**WHAT THIS TASK INVOLVES**
In the material below, the lines containing the word "styles" are required; copy each of them.

**RECORDED DATA**

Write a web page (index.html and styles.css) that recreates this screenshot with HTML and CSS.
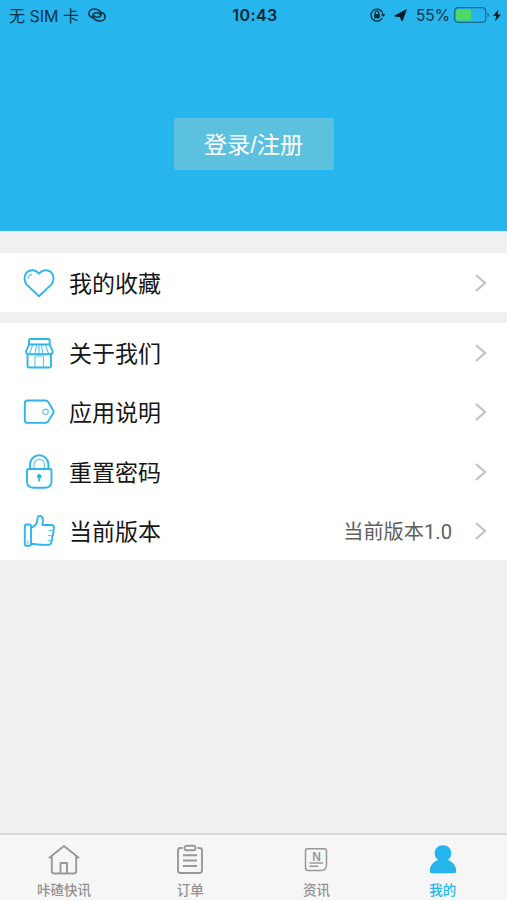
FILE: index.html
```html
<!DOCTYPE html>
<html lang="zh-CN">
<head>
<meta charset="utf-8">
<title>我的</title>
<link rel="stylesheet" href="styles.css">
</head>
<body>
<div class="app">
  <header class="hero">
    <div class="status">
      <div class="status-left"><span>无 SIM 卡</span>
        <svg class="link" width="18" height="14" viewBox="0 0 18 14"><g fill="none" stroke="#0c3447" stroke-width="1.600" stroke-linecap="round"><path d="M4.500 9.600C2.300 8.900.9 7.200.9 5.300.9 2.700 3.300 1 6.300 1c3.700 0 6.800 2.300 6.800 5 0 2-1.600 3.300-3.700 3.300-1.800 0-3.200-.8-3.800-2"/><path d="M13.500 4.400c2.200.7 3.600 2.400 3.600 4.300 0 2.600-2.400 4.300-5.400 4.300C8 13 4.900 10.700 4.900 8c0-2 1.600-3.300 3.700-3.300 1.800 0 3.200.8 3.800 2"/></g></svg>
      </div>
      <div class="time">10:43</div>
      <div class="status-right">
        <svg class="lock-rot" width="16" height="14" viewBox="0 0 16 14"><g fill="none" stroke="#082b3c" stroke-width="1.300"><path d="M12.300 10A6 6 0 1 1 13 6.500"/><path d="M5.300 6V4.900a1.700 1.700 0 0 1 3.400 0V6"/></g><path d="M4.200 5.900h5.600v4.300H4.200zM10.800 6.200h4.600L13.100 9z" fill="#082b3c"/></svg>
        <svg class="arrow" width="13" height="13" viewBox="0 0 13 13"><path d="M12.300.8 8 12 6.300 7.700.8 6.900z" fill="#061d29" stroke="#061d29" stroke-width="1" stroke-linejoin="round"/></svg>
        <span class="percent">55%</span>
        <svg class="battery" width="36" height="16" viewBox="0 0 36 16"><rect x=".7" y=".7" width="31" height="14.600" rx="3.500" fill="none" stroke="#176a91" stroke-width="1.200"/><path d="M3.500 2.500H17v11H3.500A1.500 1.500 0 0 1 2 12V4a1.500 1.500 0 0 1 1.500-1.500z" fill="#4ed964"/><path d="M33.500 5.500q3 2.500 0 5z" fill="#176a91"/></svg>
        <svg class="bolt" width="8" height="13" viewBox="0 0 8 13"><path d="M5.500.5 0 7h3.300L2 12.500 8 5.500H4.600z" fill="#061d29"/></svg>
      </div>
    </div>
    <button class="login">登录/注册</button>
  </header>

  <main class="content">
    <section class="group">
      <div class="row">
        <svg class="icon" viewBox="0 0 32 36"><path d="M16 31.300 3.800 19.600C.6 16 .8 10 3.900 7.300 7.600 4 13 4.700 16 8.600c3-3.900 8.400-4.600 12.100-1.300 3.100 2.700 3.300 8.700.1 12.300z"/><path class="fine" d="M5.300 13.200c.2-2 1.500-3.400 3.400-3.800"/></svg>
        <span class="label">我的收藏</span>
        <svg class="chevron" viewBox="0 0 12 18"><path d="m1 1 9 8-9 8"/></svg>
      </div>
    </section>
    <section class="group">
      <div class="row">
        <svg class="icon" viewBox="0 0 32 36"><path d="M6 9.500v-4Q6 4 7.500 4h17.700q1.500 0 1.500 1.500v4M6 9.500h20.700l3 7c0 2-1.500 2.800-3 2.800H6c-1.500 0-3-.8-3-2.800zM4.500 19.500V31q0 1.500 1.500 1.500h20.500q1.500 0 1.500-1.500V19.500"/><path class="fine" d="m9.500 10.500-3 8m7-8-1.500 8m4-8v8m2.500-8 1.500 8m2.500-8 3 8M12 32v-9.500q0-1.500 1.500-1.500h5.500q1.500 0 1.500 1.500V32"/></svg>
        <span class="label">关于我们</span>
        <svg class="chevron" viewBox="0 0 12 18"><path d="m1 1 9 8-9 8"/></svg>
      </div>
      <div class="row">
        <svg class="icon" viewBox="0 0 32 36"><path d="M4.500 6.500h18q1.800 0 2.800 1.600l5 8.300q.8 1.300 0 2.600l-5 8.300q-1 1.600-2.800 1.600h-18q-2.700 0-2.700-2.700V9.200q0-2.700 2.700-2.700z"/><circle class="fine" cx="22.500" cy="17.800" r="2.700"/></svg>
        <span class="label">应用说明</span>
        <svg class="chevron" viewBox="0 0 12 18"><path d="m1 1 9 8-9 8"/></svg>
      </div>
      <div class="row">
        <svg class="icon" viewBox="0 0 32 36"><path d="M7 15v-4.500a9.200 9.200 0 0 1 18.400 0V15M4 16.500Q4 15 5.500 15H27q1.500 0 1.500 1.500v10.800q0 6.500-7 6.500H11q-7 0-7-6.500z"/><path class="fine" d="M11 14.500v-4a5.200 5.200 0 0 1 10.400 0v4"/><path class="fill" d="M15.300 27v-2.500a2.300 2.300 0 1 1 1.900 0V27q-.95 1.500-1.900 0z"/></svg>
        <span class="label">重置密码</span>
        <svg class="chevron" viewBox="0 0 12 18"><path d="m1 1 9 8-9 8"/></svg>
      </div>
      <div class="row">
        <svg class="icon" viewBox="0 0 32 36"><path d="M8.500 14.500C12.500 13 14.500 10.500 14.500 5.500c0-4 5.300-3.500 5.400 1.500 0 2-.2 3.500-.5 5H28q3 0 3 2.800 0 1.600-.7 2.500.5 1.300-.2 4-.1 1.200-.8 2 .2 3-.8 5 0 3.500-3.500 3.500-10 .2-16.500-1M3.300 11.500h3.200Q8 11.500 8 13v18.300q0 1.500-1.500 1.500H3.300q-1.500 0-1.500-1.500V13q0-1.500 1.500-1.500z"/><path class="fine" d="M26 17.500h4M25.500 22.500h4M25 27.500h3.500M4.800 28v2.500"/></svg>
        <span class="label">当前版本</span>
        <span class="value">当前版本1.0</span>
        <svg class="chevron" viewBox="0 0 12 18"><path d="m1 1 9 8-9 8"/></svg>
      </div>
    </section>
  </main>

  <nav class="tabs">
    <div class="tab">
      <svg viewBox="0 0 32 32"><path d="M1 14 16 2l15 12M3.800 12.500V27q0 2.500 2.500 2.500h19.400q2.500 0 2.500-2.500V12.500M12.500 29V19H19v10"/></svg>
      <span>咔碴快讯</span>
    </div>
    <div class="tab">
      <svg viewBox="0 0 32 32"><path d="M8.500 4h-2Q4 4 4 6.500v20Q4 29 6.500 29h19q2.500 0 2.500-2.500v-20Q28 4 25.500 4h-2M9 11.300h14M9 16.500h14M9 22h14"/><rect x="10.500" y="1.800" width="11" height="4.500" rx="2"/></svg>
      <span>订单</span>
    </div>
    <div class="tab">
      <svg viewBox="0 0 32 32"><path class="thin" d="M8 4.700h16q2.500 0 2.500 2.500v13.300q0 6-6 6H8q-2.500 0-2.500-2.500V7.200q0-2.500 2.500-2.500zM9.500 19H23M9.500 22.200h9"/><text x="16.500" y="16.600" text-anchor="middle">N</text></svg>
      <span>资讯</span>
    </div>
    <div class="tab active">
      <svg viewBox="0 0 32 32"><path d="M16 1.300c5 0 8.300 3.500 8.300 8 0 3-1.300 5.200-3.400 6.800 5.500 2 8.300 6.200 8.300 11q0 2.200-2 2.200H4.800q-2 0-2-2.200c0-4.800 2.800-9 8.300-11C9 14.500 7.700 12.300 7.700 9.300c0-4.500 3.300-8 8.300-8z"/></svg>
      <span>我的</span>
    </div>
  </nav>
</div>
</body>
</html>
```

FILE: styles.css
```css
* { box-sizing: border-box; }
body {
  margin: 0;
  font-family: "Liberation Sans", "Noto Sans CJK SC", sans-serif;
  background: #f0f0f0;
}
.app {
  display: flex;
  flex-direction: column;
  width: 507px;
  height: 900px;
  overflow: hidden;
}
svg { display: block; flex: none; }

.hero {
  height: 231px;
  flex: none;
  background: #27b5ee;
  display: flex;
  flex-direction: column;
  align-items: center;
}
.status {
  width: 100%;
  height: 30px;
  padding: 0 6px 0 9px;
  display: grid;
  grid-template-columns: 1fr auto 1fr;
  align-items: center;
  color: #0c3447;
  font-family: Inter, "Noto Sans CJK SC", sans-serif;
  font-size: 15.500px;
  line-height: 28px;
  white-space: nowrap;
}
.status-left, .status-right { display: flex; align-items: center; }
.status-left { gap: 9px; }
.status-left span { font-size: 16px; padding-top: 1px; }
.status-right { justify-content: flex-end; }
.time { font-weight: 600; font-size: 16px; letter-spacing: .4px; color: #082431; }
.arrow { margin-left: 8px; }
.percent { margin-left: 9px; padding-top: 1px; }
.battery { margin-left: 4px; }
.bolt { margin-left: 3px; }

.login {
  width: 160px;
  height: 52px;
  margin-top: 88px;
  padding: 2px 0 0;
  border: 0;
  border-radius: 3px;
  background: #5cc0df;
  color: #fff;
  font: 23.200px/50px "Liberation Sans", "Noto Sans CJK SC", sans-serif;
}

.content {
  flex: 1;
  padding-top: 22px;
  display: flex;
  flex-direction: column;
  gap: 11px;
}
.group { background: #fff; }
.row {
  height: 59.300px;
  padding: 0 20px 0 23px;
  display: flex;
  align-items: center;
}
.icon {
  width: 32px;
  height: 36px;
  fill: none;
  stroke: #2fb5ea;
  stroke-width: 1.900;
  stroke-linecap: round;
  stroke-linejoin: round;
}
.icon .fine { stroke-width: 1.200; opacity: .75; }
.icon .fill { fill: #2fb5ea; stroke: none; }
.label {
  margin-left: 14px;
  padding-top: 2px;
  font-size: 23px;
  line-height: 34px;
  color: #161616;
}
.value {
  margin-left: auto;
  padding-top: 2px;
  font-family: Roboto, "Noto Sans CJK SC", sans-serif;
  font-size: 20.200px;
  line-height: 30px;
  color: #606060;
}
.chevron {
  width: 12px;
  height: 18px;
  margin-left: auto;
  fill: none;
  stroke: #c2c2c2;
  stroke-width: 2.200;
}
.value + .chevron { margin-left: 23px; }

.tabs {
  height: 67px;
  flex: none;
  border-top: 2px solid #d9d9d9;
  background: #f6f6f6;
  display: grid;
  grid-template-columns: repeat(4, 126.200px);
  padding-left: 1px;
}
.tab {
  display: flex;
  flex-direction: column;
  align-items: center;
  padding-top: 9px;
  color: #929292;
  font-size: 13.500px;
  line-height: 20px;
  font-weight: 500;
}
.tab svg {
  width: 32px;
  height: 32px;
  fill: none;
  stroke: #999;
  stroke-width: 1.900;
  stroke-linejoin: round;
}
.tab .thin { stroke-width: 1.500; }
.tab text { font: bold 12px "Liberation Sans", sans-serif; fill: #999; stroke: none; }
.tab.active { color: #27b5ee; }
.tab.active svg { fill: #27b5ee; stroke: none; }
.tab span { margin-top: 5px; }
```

**OUTPUT OF THE TASK**
Write a web page (index.html and styles.css) that recreates this screenshot with HTML and CSS.
<link rel="stylesheet" href="styles.css">
FILE: styles.css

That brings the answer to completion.